» **What to work on**:
Reproduce the listing below without changes, except that pictures are left out.
** start Information shown **
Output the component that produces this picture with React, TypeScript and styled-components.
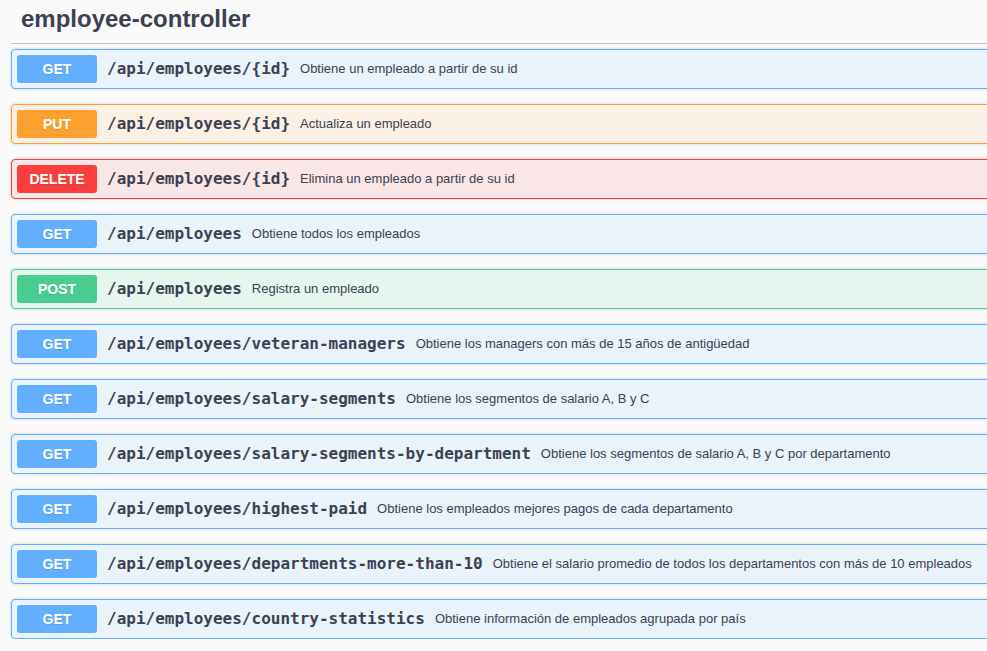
import React from 'react';
import styled, { createGlobalStyle } from 'styled-components';

type Method = 'GET' | 'PUT' | 'DELETE' | 'POST';

const methodColors: Record<Method, { main: string; bg: string }> = {
  GET: { main: '#61affe', bg: 'rgba(97, 175, 254, 0.1)' },
  PUT: { main: '#fca130', bg: 'rgba(252, 161, 48, 0.1)' },
  DELETE: { main: '#f93e3e', bg: 'rgba(249, 62, 62, 0.1)' },
  POST: { main: '#49cc90', bg: 'rgba(73, 204, 144, 0.1)' },
};

const operations: { method: Method; path: string; summary: string }[] = [
  { method: 'GET', path: '/api/employees/{id}', summary: 'Obtiene un empleado a partir de su id' },
  { method: 'PUT', path: '/api/employees/{id}', summary: 'Actualiza un empleado' },
  { method: 'DELETE', path: '/api/employees/{id}', summary: 'Elimina un empleado a partir de su id' },
  { method: 'GET', path: '/api/employees', summary: 'Obtiene todos los empleados' },
  { method: 'POST', path: '/api/employees', summary: 'Registra un empleado' },
  {
    method: 'GET',
    path: '/api/employees/veteran-managers',
    summary: 'Obtiene los managers con más de 15 años de antigüedad',
  },
  {
    method: 'GET',
    path: '/api/employees/salary-segments',
    summary: 'Obtiene los segmentos de salario A, B y C',
  },
  {
    method: 'GET',
    path: '/api/employees/salary-segments-by-department',
    summary: 'Obtiene los segmentos de salario A, B y C por departamento',
  },
  {
    method: 'GET',
    path: '/api/employees/highest-paid',
    summary: 'Obtiene los empleados mejores pagos de cada departamento',
  },
  {
    method: 'GET',
    path: '/api/employees/departments-more-than-10',
    summary: 'Obtiene el salario promedio de todos los departamentos con más de 10 empleados',
  },
  {
    method: 'GET',
    path: '/api/employees/country-statistics',
    summary: 'Obtiene información de empleados agrupada por país',
  },
];

const App = () => {
  return (
    <>
      <GlobalStyle />
      <Page>
        <TagHeading>employee-controller</TagHeading>
        <OpList>
          {operations.map((op, i) => (
            <OpBlock key={i} method={op.method}>
              <MethodBadge method={op.method}>{op.method}</MethodBadge>
              <OpPath>{op.path}</OpPath>
              <OpSummary>{op.summary}</OpSummary>
            </OpBlock>
          ))}
        </OpList>
      </Page>
    </>
  );
};

export default App;

const GlobalStyle = createGlobalStyle`
  html, body {
    margin: 0;
    padding: 0;
    background: #fafafa;
    overflow: hidden;
  }
  body {
    font-family: 'Liberation Sans', Arial, sans-serif;
    color: #3b4151;
  }
`;

const Page = styled.div`
  width: 1020px;
  padding-left: 11px;
`;

const TagHeading = styled.h3`
  margin: 0 0 5px;
  padding: 5px 0 10px 10px;
  font-size: 24px;
  line-height: 28px;
  font-weight: 700;
  color: #3b4151;
  border-bottom: 1px solid rgba(59, 65, 81, 0.3);
`;

const OpList = styled.div`
  display: flex;
  flex-direction: column;
  gap: 15px;
`;

const OpBlock = styled.div<{ method: Method }>`
  display: flex;
  align-items: center;
  height: 40px;
  box-sizing: border-box;
  padding: 5px;
  border: 1px solid ${({ method }) => methodColors[method].main};
  border-radius: 4px;
  background: ${({ method }) => methodColors[method].bg};
  box-shadow: 0 0 3px rgba(0, 0, 0, 0.19);
`;

const MethodBadge = styled.span<{ method: Method }>`
  flex: 0 0 auto;
  width: 80px;
  height: 28px;
  padding-bottom: 1px;
  box-sizing: border-box;
  display: flex;
  align-items: center;
  justify-content: center;
  border-radius: 3px;
  background: ${({ method }) => methodColors[method].main};
  color: #fff;
  font-size: 14px;
  font-weight: 700;
  text-shadow: 0 1px 0 rgba(0, 0, 0, 0.1);
`;

const OpPath = styled.span`
  padding: 0 10px 2px;
  font-family: 'DejaVu Sans Mono', monospace;
  font-size: 16px;
  font-weight: 700;
  color: #3b4151;
  white-space: nowrap;
`;

const OpSummary = styled.span`
  padding-bottom: 2px;
  font-size: 13px;
  color: #3b4151;
  white-space: nowrap;
`;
** end Information shown **
» **Response**:
Output the component that produces this picture with React, TypeScript and styled-components.
import React from 'react';
import styled, { createGlobalStyle } from 'styled-components';

type Method = 'GET' | 'PUT' | 'DELETE' | 'POST';

const methodColors: Record<Method, { main: string; bg: string }> = {
  GET: { main: '#61affe', bg: 'rgba(97, 175, 254, 0.1)' },
  PUT: { main: '#fca130', bg: 'rgba(252, 161, 48, 0.1)' },
  DELETE: { main: '#f93e3e', bg: 'rgba(249, 62, 62, 0.1)' },
  POST: { main: '#49cc90', bg: 'rgba(73, 204, 144, 0.1)' },
};

const operations: { method: Method; path: string; summary: string }[] = [
  { method: 'GET', path: '/api/employees/{id}', summary: 'Obtiene un empleado a partir de su id' },
  { method: 'PUT', path: '/api/employees/{id}', summary: 'Actualiza un empleado' },
  { method: 'DELETE', path: '/api/employees/{id}', summary: 'Elimina un empleado a partir de su id' },
  { method: 'GET', path: '/api/employees', summary: 'Obtiene todos los empleados' },
  { method: 'POST', path: '/api/employees', summary: 'Registra un empleado' },
  {
    method: 'GET',
    path: '/api/employees/veteran-managers',
    summary: 'Obtiene los managers con más de 15 años de antigüedad',
  },
  {
    method: 'GET',
    path: '/api/employees/salary-segments',
    summary: 'Obtiene los segmentos de salario A, B y C',
  },
  {
    method: 'GET',
    path: '/api/employees/salary-segments-by-department',
    summary: 'Obtiene los segmentos de salario A, B y C por departamento',
  },
  {
    method: 'GET',
    path: '/api/employees/highest-paid',
    summary: 'Obtiene los empleados mejores pagos de cada departamento',
  },
  {
    method: 'GET',
    path: '/api/employees/departments-more-than-10',
    summary: 'Obtiene el salario promedio de todos los departamentos con más de 10 empleados',
  },
  {
    method: 'GET',
    path: '/api/employees/country-statistics',
    summary: 'Obtiene información de empleados agrupada por país',
  },
];

const App = () => {
  return (
    <>
      <GlobalStyle />
      <Page>
        <TagHeading>employee-controller</TagHeading>
        <OpList>
          {operations.map((op, i) => (
            <OpBlock key={i} method={op.method}>
              <MethodBadge method={op.method}>{op.method}</MethodBadge>
              <OpPath>{op.path}</OpPath>
              <OpSummary>{op.summary}</OpSummary>
            </OpBlock>
          ))}
        </OpList>
      </Page>
    </>
  );
};

export default App;

const GlobalStyle = createGlobalStyle`
  html, body {
    margin: 0;
    padding: 0;
    background: #fafafa;
    overflow: hidden;
  }
  body {
    font-family: 'Liberation Sans', Arial, sans-serif;
    color: #3b4151;
  }
`;

const Page = styled.div`
  width: 1020px;
  padding-left: 11px;
`;

const TagHeading = styled.h3`
  margin: 0 0 5px;
  padding: 5px 0 10px 10px;
  font-size: 24px;
  line-height: 28px;
  font-weight: 700;
  color: #3b4151;
  border-bottom: 1px solid rgba(59, 65, 81, 0.3);
`;

const OpList = styled.div`
  display: flex;
  flex-direction: column;
  gap: 15px;
`;

const OpBlock = styled.div<{ method: Method }>`
  display: flex;
  align-items: center;
  height: 40px;
  box-sizing: border-box;
  padding: 5px;
  border: 1px solid ${({ method }) => methodColors[method].main};
  border-radius: 4px;
  background: ${({ method }) => methodColors[method].bg};
  box-shadow: 0 0 3px rgba(0, 0, 0, 0.19);
`;

const MethodBadge = styled.span<{ method: Method }>`
  flex: 0 0 auto;
  width: 80px;
  height: 28px;
  padding-bottom: 1px;
  box-sizing: border-box;
  display: flex;
  align-items: center;
  justify-content: center;
  border-radius: 3px;
  background: ${({ method }) => methodColors[method].main};
  color: #fff;
  font-size: 14px;
  font-weight: 700;
  text-shadow: 0 1px 0 rgba(0, 0, 0, 0.1);
`;

const OpPath = styled.span`
  padding: 0 10px 2px;
  font-family: 'DejaVu Sans Mono', monospace;
  font-size: 16px;
  font-weight: 700;
  color: #3b4151;
  white-space: nowrap;
`;

const OpSummary = styled.span`
  padding-bottom: 2px;
  font-size: 13px;
  color: #3b4151;
  white-space: nowrap;
`;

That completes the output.